Charge management software, like that provided by Spirii, adds a layer of intelligent, connected software to the traditionally hardware-centric business of fleet charging. For fleet managers, that means vehicles that are always near a compatible charger, a keen understanding of charging usage, and happy drivers.

But it also means building a fleet that can function as a proactive part of the energy grid, with the ability to make chargers available to the public at set times, dynamically balance energy usage, and even give power back to utility companies in exchange for extra revenue.

- Spirii offers all that and much, much more…

Find out more here

In summary…

Electric truck charging is the wave of the future, but it’s already in the here and now. Truck fleet owners are increasingly making the transition to electric to save time, money, and headaches – and to enable intelligent new processes at the same time.

With fossil fuel regulation putting a final time limit on the internal combustion engine, we’ll only see more and more EV heavy goods vehicles on the roads – and that means more and more charging infrastructure to match.

With the right mix of prolific hardware and interconnected software, fleet managers looking to make the switch can do so confidently, knowing that they’ll be making a giant leap into the smarter, more efficient future of transportation.

Frequently Asked Questions (FAQs)

How long does it take to charge an electric truck?

Charging times for electric trucks vary based on the size of the battery, the charging station power level, and other factors.
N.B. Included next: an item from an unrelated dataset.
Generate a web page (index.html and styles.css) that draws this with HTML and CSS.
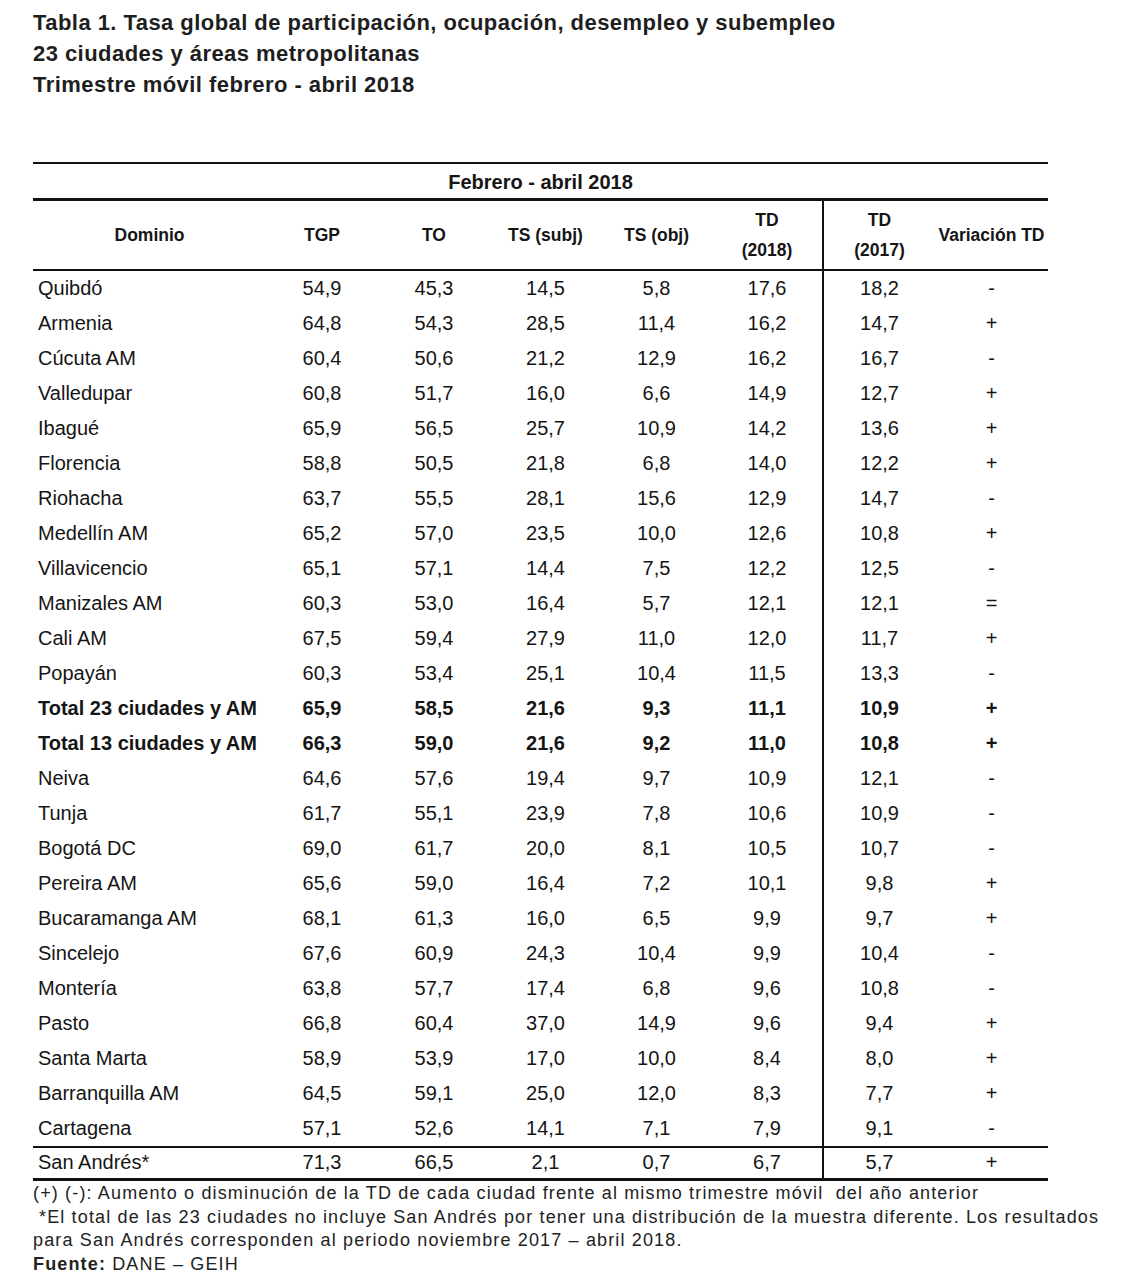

For a typical Class 8 electric truck with a 500 kWh battery, charging from empty to full could take around 2-4 hours using a high-power DC fast charging station. With Level 2 AC charging, it could take 12 hours or more to fully recharge.

What is the range of an electric truck?

The range of today's electric trucks varies from around 100 to 250 miles on a single charge. New models coming to market are extending that range, with several manufacturers achieving 300 to 500 miles of range per charge. Range will continue to improve as battery technology advances.

How much does it cost to install charging stations for electric trucks?

Installing electric truck charging infrastructure can range in cost depending on the power level. Level 2 charging stations typically cost $5,000-$20,000 per port. High-power DC fast charging stations and pantograph charging solutions cost several times this amount. There are also operating and maintenance costs to consider. Government grants and utility incentives can help offset installation costs.

Can electric trucks use regular charging stations?

Most public charging stations do not provide enough power for electric trucks. Electric trucks require high-powered DC fast charging stations that can provide 250 kW or more. There are some Level 2 charging stations that electric trucks can use for slower overnight charging.

Are there any government incentives for adopting electric truck charging?

Yes! Depending on where you are, federal, state, and local governments can offer incentives for electric truck adoption and charging infrastructure. These include tax credits, rebates, and grants for purchasing electric trucks, installing charging stations, and training workers. Utility companies may also offer incentives for installing charging stations that can help manage grid demand.